Slaughter And Suffering On An Unimaginable Scale.
For three years, German armies rampaged across the Soviet Union.
Inflicting slaughter and suffering on an unimaginable scale.
In total, around 8.7 million Soviet soldiers were killed during the war..
Along with 18 million Soviet civilians.

The My Lai Massacre.
Shocking images of a South Vietnamese village being burned and dozens of its civilian residents being left for dead first appeared in the relatively obscure ‘The Plain Dealer’ on November 20, 1969.
The photographs, which brought the world’s attention to the massacre, raised the question of whether they portrayed what they purported to.
These were the days before it was easy to manipulate an image.

But the photographs, taken by Ronald Haeberle, a U.S. army sergeant who witnessed the killings by U.S. soldiers in March of 1968 while on assignment with them, were genuine.
To its credit, The Plain Dealer went ahead with publication despite pressure from the U.S. army.
It took guts for a paper of its size to do so.
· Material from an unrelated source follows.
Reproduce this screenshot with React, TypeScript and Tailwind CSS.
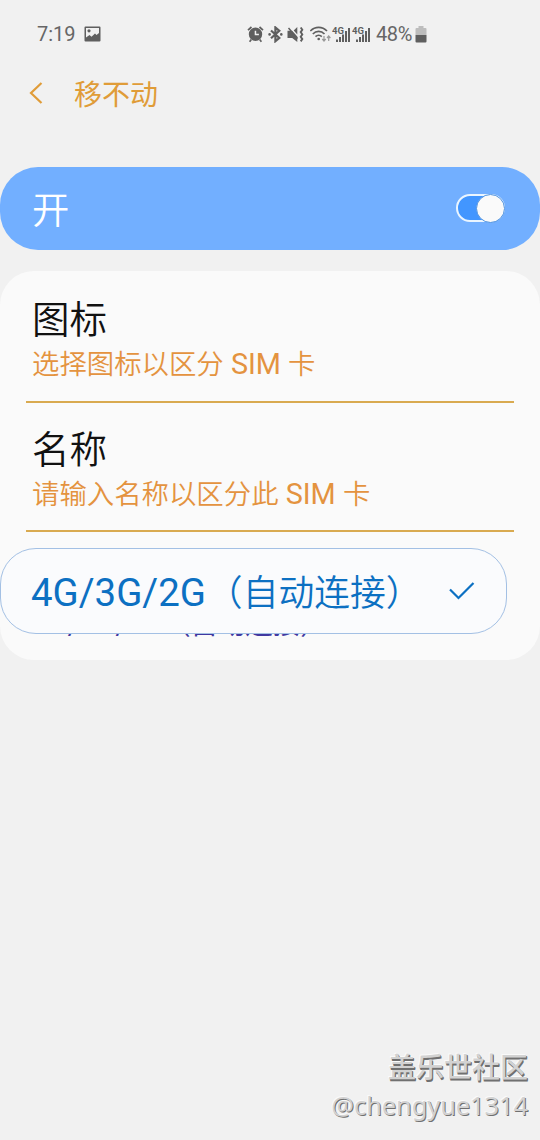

That Will Smash The War Racket.
Let the workers in these plants get the same wages, all the workers, all presidents, all executives, all directors, all managers, all bankers, yes, and all generals and all admirals and all officers and all politicians and all government office holders, everyone in the nation be restricted to a total monthly income not to exceed that paid to the soldier in the trenches!
Let all these kings and tycoons and masters of business and all those workers in industry and all our senators and governors and majors pay half of their monthly $30 wage to their families and pay war risk insurance and buy Liberty Bonds.
Why shouldn’t they?
They aren’t running any risk of being killed or of having their bodies mangled or their minds shattered.
They aren’t sleeping in muddy trenches.
They aren’t hungry.
The soldiers are!
Give capital and industry and labour thirty days to think it over and you will find, by that time, there will be no war.
That will smash the war racket, that and nothing else. Maybe.